Children's burial ground, Ballyedmond, Co. Galway
Co. Galway |
Burial Grounds
At the edge of a disused gravel pit near the townland boundary in Ballyedmond, a small and barely legible burial ground occupies an L-shaped strip of ground that stretches roughly thirty metres east to west and barely a metre and a half at its widest.
There is no enclosing wall, no inscribed stone, nothing to announce what the place is. What marks it out are around ten plain limestone grave-markers, set in a north-south alignment and spaced about eighty centimetres apart, their silence entirely intentional.
This is a cillín, a type of informal burial ground found across Ireland, traditionally used for unbaptised infants and others who, under Catholic ecclesiastical custom, were excluded from consecrated ground.

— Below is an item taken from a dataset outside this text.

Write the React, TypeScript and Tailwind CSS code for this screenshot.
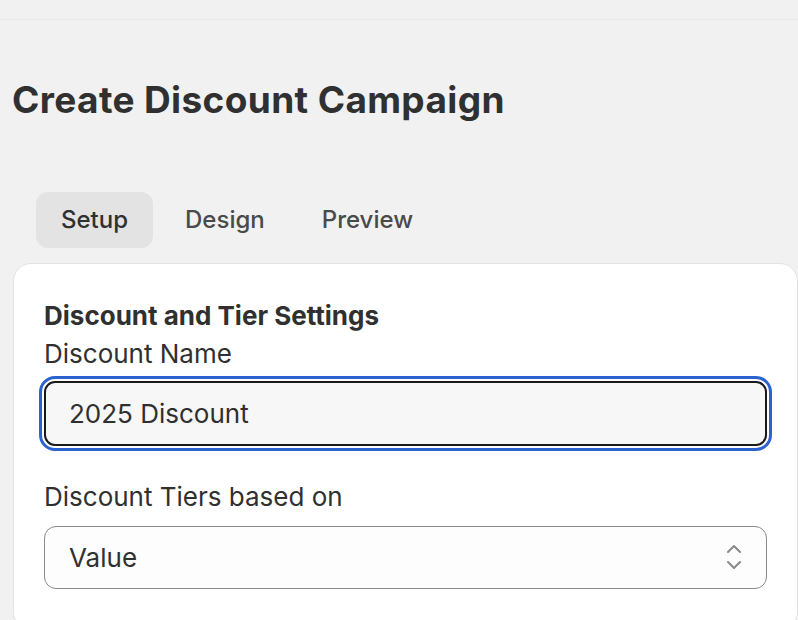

The practice arose from a theological position that denied Church burial to those who had not received baptism, and it persisted for centuries in rural communities who found their own quiet solutions, often using marginal or liminal land, places already set apart from the ordinary. At Ballyedmond, locals have referred to the site as a lios, a word more commonly associated with a fairy fort or ringfort enclosure, which hints at the layered and sometimes ambiguous status these places held in local memory and tradition. The grave-markers carry no names, no dates, no inscriptions of any kind, which is typical; identity was not the point, and in many cases the grief was carried privately, without ceremony. According to local knowledge recorded around 2010, the most recent burial here took place roughly forty-five years prior, meaning the ground was still in use, quietly and without fuss, into the latter decades of the twentieth century.